Burning Questions: Your FAQs Answered
Do all Muslims support these restrictions?
Absolutely not. Pew Research shows huge divides. Only 15% of Kazakh Muslims want Sharia criminal law vs. 99% in Afghanistan. Urban youth often reject hardline rules. But in states enforcing religious law, dissent gets crushed.
Are there Islamic countries with more freedom?
Tunisia abolished morality police. Indonesia allows Buddhist governors. But progress is fragile. Aceh province still canes gay people. Malaysia’s secular courts clash with Sharia ones daily.
Why don’t Muslims change these laws?
Many try! But Islamists equate reform with Western plots. Turkey’s Erdogan reversed decades of secularism. Egypt’s Muslim Brotherhood pushed stricter codes before being ousted. Changing divinely "revealed" laws triggers massive backlash.
Does the Quran explicitly order these limits?
Mixed bag. The male guardianship verse (4:34) is disputed by feminist scholars. But death for apostasy? That’s from Hadith, not Quran. Yet hardliners treat both as equal authority.

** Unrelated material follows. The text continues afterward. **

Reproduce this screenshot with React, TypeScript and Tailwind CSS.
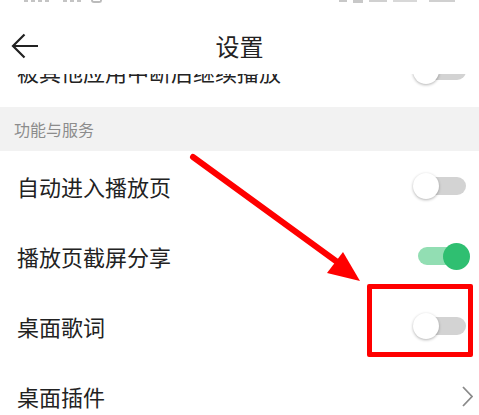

How do restrictions affect daily safety?
Paradoxically, they create danger. Honor killings spike when women "dishonor" families. Blasphemy accusations become weapons for land grabs. The system protects dogma, not people.
Personal Freedom vs. Divine Command: The Eternal Tension
After years researching this, here's my take: Islam limits personal freedom by elevating communal piety over individual choice. Protection gets redefined as preserving "moral order," not human rights. Countries blending Sharia with secular law (Morocco, Jordan) fare better. But where religion controls the state, freedoms shrink. And honestly? That scares me more than any foreign threat.
Final thought: When we ask how Islam limits personal freedom and protection, we’re really asking whether divine law can coexist with human dignity. The lived answer? Not yet. Maybe not ever under rigid interpretations. But courageous Muslims are trying to bridge that gap – often at staggering personal risk.